Catania, come tutta la Sicilia, è frontiera dell’accoglienza. Ma è anche l’ombelico mediatico delle polemiche sulla gestione dei soccorsi. Qual è il suo giudizio sul ruolo delle Ong?

«Se qualcuno ha commesso illeciti va punito. E i trafficanti di esseri umani vanno arrestati e colpiti con la durezza necessaria. Ma qui si è sviluppata una campagna tesa a colpevolizzare organizzazioni che meritano il ringraziamento di tutti. Perché fanno la cosa più importante: salvano vite umane. Le polemiche strumentali hanno finito per occultare questo dato essenziale. C’è stato un singolare rovesciamento, per cui deve “discolparsi” chi svolge un’opera preziosa, della quale c’è ancor più bisogno dopo la fine di “Mare Nostrum”. Le Ong sopperiscono a una carenza. Senza di loro molte persone potrebbero morire senza che se ne sappia nulla. E allora chiedo: non sarà che dà fastidio chi salva la vita ad altri esseri umani in mare? A volte ho l’impressione che l’obiettivo sia proprio di non sapere e non vedere, di non voler essere “disturbati” dalla realtà».

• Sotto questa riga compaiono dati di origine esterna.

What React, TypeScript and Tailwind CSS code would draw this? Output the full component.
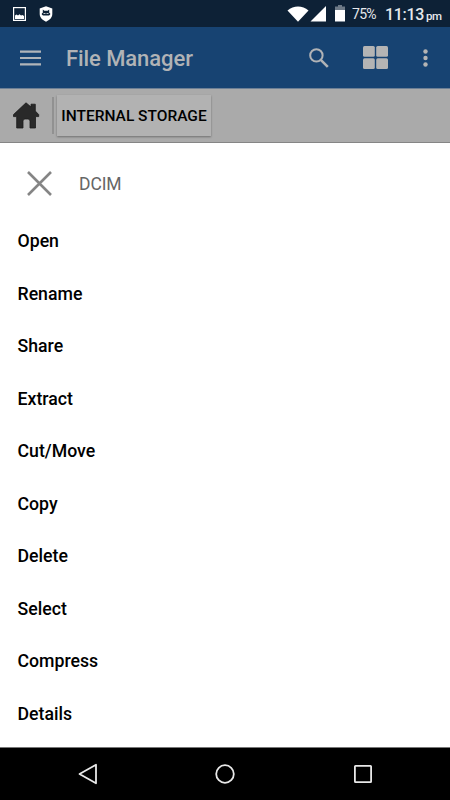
import React from 'react';

const actions = [
  'Open',
  'Rename',
  'Share',
  'Extract',
  'Cut/Move',
  'Copy',
  'Delete',
  'Select',
  'Compress',
  'Details',
];

const StatusBar: React.FC = () => (
  <div className="flex h-[27px] items-center bg-[#0d2136] pl-[13px] pr-[9px] text-[#e6e9ec]">
    <svg className="mt-px h-[14px] w-[13px]" viewBox="0 0 13 14">
      <rect x="0.6" y="0.6" width="11.8" height="12.8" fill="none" stroke="#fff" strokeWidth="1.2" />
      <path d="M2 12V8.500l1.500-1L5 8.500l1.500-1.300L8 8.500l1.500-.5L11 9v3z" fill="#fff" />
    </svg>
    <svg className="ml-[13px] h-[16px] w-[14px]" viewBox="0 0 14 16">
      <path d="M7 .3 13.300 2.500V8c0 3.600-2.800 6.200-6.300 7.700C3.500 14.200.700 11.600.700 8V2.500z" fill="#fff" />
      <path d="M3.800 3.500 5.300 4.800h3.400l1.500-1.300v3.300l1 .6v1.200L10 9.500H4L2.800 8.600V7.400l1-.6z" fill="#0d2136" />
      <path d="M4.500 7h2v.8h-2zM7.500 7h2v.8h-2z" fill="#fff" />
    </svg>
    <svg className="ml-auto h-[16px] w-[22px]" viewBox="0 0 22 16">
      <path d="M.5 4.500C6.500-.700 15.500-.700 21.500 4.500L11 15.700z" fill="#fff" />
    </svg>
    <svg className="ml-px h-[16px] w-[16px]" viewBox="0 0 16 16">
      <path d="M16 0v15.500H.5z" fill="#fff" />
    </svg>
    <svg className="ml-[9px] h-[17px] w-[10px]" viewBox="0 0 10 17">
      <path d="M3 0h4v1.500h3V6H0V1.500h3z" fill="#6d7986" />
      <path d="M0 5h10v11.500H0z" fill="#fff" />
    </svg>
    <span className="ml-[7px] w-[26px] text-[14px] leading-4 tracking-[-0.7px]">75%</span>
    <span className="ml-[7px] mt-[2px] w-[41px] text-[16px] font-medium leading-4 tracking-[-0.3px]">11:13</span>
    <span className="mt-[4px] w-[15px] text-[11.500px] font-medium leading-4 tracking-[-0.5px]">pm</span>
  </div>
);

const AppBar: React.FC = () => (
  <div className="flex h-[62px] items-center border-b border-[#6d8096] bg-[#174372] pl-[20px] pr-[22px]">
    <svg className="h-[16px] w-[21px]" viewBox="0 0 21 16" fill="#b1b5b9">
      <path d="M0 .5h21v2.200H0zM0 6.900h21v2.200H0zM0 13.200h21v2.200H0z" />
    </svg>
    <h1 className="ml-[25px] mt-[2px] text-[22px] font-medium leading-7 tracking-[-0.08px] text-[#b1b3b6]">File Manager</h1>
    <svg className="ml-auto h-[20px] w-[20px]" viewBox="0 0 20 20" fill="none" stroke="#b1b3b6">
      <circle cx="7.400" cy="7.400" r="6.200" strokeWidth="2" />
      <path d="M11.800 11.800 18.800 18.800" strokeWidth="2.600" />
    </svg>
    <svg className="ml-[34px] h-[23px] w-[25px]" viewBox="0 0 25 23" fill="#b4b4b4">
      <rect x="0" y="0" width="11.800" height="10.700" rx="1.500" />
      <rect x="13.200" y="0" width="11.800" height="10.700" rx="1.500" />
      <rect x="0" y="12.200" width="11.800" height="10.700" rx="1.500" />
      <rect x="13.200" y="12.200" width="11.800" height="10.700" rx="1.500" />
    </svg>
    <svg className="ml-[35px] h-[20px] w-[5px]" viewBox="0 0 5 20" fill="#b4b4b4">
      <circle cx="2.500" cy="3.500" r="2.200" />
      <circle cx="2.500" cy="10" r="2.200" />
      <circle cx="2.500" cy="16.500" r="2.200" />
    </svg>
  </div>
);

const Breadcrumb: React.FC = () => (
  <div className="flex h-[54px] items-center border-b border-[#858585] bg-[#aaaaaa] pl-[13px]">
    <svg className="h-[27px] w-[27px]" viewBox="0 0 27 27">
      <path
        d="M13 .8 18 5V2.200h4.300v6.800L25.700 12.600v2H22.500V26H17v-6.500c0-1.500-.9-2.500-2.300-2.500h-2.500c-1.400 0-2.200 1-2.200 2.500V26H3.700V14.600H.500v-2z"
        fill="#292929"
        stroke="#1c1c1c"
        strokeWidth="0.800"
        strokeLinejoin="round"
      />
    </svg>
    <div className="ml-[12px] h-[37px] w-[2px] bg-[#919191]" />
    <div className="ml-[3px] flex h-[41px] w-[154px] items-center justify-center bg-[#b2b2b2] shadow-[0_1px_2px_rgba(0,0,0,0.35)]">
      <span className="whitespace-nowrap text-[15.500px] font-medium leading-5 text-black">INTERNAL STORAGE</span>
    </div>
  </div>
);

const ActionSheet: React.FC = () => (
  <div className="h-[604px] bg-white">
    <div className="flex h-[72px] items-center pl-[27px] pt-[9px]">
      <svg className="h-[25px] w-[25px]" viewBox="0 0 25 25" fill="none" stroke="#858585" strokeWidth="2.600">
        <path d="M1 1 24 24M24 1 1 24" />
      </svg>
      <span className="ml-[27px] text-[17.500px] leading-6 tracking-[-0.1px] text-[#666666]">DCIM</span>
    </div>
    <ul>
      {actions.map((action) => (
        <li key={action} className="flex h-[52.5px] items-center pl-[17.500px] text-[17.700px] font-medium leading-6 text-black">
          {action}
        </li>
      ))}
    </ul>
  </div>
);

const NavBar: React.FC = () => (
  <div className="flex h-[53px] items-center border-t border-[#777777] bg-black pl-[78px] pr-[78px]">
    <svg className="h-[22px] w-[20px]" viewBox="0 0 20 22" fill="none" stroke="#e8e8e8" strokeWidth="1.800" strokeLinejoin="round">
      <path d="M1.500 11 18 1.700v18.600z" />
    </svg>
    <svg className="ml-[117px] h-[20px] w-[20px]" viewBox="0 0 20 20" fill="none" stroke="#e8e8e8" strokeWidth="1.800">
      <circle cx="10" cy="10" r="8.800" />
    </svg>
    <svg className="ml-auto h-[18px] w-[18px]" viewBox="0 0 18 18" fill="none" stroke="#e8e8e8" strokeWidth="1.800">
      <rect x="0.900" y="0.900" width="16.200" height="16.200" rx="0.600" />
    </svg>
  </div>
);

const App: React.FC = () => {
  return (
    <div className="h-[800px] w-[450px] overflow-hidden bg-black font-[Roboto,sans-serif]">
      <StatusBar />
      <AppBar />
      <Breadcrumb />
      <ActionSheet />
      <NavBar />
    </div>
  );
};

export default App;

Anche sull’accoglienza dopo gli sbarchi ci sono molte ombre. Come blindare i centri per migranti da corruzione e mafia?

«In questi scandali ci sono due vittime: i migranti, sulla cui pelle lucrano taluni gestori dell’accoglienza, e la collettività, che vede finire nelle tasche di questi figuri soldi che l’Italia destina all’accoglienza. Mi auguro che chi si è voluto arricchire facendo della solidarietà uno sporco affare sia colpito in modo esemplare. Ma non può passare l’equazione accoglienza uguale ‘ndrangheta o mafia. Quando la mafia mette le mani su un’area della sanità, non per questo pensiamo di chiudere gli ospedali pubblici. Si deve impedire alla criminalità di infiltrarsi».